● Records:
○ ○ ○ ○

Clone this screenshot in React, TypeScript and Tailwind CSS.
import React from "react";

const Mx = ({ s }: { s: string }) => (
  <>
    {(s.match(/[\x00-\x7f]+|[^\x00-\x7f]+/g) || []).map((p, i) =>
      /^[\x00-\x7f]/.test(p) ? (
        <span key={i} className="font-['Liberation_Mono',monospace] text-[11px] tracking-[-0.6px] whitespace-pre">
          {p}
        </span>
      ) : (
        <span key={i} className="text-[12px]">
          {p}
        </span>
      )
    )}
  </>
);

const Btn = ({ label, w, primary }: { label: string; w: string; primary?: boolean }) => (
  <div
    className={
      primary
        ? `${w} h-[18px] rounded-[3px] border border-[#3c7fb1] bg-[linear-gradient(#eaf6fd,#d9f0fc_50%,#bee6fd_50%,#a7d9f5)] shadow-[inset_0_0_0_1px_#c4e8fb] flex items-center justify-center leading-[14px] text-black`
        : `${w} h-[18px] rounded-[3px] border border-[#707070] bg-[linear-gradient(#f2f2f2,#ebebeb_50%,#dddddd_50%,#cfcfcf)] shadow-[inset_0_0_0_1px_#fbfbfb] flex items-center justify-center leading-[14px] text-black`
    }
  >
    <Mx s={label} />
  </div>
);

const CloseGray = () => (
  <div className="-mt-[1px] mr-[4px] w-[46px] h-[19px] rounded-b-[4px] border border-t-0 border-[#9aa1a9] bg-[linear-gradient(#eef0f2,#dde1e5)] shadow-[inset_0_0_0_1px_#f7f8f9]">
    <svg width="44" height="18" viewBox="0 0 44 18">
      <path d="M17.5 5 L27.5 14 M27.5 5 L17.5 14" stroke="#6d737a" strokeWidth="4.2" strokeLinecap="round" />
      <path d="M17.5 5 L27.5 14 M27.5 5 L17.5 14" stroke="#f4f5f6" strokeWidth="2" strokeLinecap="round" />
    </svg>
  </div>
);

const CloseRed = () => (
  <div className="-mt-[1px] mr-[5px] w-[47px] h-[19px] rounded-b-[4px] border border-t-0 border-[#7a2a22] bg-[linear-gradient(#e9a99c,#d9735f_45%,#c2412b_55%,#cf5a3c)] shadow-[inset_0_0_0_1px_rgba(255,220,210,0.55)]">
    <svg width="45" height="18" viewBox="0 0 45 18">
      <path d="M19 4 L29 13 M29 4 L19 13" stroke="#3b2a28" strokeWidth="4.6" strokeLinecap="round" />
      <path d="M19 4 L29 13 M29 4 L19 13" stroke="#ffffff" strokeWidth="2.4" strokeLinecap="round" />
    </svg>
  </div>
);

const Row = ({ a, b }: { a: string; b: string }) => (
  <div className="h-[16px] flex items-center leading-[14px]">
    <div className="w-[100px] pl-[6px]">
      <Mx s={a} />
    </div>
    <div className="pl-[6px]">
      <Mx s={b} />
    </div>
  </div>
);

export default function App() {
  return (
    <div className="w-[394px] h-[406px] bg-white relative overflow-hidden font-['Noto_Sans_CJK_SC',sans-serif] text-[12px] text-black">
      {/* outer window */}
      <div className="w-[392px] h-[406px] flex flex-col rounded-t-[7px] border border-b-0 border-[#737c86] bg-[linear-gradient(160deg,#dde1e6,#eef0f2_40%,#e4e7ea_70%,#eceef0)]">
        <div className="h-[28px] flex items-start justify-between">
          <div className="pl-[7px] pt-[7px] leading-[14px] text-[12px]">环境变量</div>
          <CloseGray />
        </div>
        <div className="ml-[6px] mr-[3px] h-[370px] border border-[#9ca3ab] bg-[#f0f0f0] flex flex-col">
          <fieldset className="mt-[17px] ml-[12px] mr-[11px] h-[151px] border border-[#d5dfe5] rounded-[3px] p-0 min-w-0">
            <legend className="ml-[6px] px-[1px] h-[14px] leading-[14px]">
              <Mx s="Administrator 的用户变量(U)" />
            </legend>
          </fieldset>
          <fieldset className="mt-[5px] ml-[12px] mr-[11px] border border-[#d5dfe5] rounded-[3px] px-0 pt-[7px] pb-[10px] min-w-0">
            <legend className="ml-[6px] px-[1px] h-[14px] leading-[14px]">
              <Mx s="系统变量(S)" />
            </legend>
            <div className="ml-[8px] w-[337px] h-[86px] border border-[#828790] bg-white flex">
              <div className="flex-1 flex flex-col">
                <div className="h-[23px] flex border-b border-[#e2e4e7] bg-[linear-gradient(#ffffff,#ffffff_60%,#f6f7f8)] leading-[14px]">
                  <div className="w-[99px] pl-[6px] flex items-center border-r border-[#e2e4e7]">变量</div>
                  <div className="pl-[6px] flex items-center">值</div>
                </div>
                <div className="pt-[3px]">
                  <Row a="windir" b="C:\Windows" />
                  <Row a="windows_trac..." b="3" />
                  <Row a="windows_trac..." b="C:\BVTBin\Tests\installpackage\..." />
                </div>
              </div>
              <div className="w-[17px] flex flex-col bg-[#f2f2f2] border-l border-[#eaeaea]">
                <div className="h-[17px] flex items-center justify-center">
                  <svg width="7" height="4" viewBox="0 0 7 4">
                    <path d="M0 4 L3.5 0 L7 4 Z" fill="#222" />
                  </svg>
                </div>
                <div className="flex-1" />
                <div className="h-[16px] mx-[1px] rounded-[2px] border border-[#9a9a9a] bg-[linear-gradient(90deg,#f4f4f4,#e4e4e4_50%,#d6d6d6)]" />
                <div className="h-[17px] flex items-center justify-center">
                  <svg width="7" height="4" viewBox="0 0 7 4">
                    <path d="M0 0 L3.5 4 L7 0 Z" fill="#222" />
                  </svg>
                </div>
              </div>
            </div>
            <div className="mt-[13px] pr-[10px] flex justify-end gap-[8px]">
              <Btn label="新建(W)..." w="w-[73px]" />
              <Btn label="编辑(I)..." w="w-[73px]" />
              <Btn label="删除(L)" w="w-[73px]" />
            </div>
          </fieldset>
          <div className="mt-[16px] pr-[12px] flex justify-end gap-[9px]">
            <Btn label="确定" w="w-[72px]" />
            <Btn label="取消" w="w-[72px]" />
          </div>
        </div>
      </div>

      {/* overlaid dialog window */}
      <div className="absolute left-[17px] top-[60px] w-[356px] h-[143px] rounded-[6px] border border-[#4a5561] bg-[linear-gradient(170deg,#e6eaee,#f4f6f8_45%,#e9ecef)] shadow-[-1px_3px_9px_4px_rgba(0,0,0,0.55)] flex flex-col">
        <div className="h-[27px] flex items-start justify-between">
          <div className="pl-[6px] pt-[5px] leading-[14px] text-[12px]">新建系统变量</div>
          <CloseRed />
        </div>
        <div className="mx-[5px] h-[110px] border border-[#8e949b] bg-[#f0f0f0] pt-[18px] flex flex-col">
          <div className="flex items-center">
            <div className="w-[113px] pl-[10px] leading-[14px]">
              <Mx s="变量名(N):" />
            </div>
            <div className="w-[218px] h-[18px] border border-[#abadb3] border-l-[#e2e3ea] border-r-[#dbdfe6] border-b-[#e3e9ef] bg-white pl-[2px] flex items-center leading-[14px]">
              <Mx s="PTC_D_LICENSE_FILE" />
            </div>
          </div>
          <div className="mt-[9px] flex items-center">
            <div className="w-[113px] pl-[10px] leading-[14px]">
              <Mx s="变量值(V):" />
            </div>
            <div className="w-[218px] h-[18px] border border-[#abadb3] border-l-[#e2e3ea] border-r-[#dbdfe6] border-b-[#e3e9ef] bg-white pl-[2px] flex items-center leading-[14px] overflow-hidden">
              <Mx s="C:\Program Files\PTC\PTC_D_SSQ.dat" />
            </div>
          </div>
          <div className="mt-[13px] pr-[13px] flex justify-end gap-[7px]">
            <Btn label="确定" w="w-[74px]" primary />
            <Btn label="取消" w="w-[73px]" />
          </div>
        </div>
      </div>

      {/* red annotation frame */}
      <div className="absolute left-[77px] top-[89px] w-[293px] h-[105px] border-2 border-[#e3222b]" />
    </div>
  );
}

○ ○ ○ ○

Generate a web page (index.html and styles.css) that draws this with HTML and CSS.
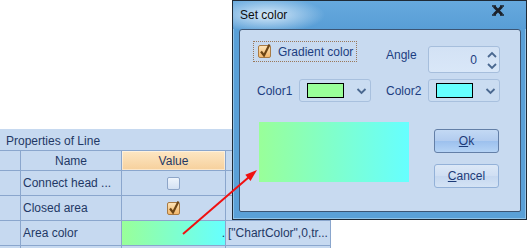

○ ○ ○ ○

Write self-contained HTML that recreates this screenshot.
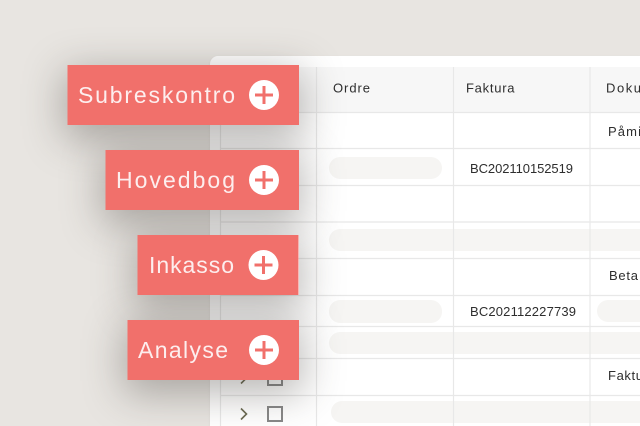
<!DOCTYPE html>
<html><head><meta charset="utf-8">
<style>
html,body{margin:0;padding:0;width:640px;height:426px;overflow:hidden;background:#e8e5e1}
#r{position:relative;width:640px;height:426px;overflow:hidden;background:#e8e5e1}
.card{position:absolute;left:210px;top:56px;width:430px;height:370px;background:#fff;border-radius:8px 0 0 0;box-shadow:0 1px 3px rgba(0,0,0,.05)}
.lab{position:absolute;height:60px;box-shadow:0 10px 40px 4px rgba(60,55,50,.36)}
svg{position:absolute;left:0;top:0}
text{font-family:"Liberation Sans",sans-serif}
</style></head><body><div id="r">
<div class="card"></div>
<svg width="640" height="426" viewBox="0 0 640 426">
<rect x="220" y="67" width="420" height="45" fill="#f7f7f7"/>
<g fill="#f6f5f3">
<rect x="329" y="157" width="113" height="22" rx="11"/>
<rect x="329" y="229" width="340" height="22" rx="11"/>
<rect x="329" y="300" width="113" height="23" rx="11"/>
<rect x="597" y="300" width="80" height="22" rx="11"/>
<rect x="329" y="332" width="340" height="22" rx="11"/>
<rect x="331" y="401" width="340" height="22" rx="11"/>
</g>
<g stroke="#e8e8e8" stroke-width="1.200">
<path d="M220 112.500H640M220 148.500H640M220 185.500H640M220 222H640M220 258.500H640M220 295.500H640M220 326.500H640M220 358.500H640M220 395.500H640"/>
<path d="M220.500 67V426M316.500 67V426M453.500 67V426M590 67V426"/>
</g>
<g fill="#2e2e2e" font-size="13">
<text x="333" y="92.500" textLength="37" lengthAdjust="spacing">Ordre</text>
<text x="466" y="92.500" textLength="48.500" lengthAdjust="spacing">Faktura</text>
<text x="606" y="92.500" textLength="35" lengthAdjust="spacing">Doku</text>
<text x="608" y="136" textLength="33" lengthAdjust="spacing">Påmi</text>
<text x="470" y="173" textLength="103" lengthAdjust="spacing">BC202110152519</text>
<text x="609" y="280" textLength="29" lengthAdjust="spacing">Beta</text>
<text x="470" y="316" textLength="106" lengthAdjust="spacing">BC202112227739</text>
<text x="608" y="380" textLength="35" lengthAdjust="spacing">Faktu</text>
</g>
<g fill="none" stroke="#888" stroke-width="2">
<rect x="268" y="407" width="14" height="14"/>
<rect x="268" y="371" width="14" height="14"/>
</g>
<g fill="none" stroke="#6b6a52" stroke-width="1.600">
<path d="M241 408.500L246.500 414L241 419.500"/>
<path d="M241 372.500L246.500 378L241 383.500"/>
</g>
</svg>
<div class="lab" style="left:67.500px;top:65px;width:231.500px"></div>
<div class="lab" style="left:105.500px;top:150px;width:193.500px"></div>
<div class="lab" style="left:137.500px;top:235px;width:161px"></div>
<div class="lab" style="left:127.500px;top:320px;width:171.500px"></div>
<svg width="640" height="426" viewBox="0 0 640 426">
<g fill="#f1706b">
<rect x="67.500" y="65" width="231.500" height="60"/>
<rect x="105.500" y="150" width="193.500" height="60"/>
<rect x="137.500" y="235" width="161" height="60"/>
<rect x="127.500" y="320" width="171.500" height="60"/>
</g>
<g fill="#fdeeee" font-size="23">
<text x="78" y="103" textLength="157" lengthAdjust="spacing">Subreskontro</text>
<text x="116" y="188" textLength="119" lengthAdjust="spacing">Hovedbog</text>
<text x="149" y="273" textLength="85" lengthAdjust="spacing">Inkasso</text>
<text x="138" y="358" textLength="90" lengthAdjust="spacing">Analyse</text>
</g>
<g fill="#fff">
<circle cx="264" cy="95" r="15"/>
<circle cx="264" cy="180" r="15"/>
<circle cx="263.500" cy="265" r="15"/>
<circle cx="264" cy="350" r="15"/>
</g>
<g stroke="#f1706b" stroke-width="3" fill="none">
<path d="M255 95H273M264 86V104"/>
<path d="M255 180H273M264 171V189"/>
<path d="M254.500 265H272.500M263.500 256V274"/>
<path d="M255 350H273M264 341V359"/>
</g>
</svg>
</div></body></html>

○ ○ ○ ○

● Stated goal:
Provide the count, and nothing else, of lines in the data above where the word "React" occurs.

● Finished exercise:
2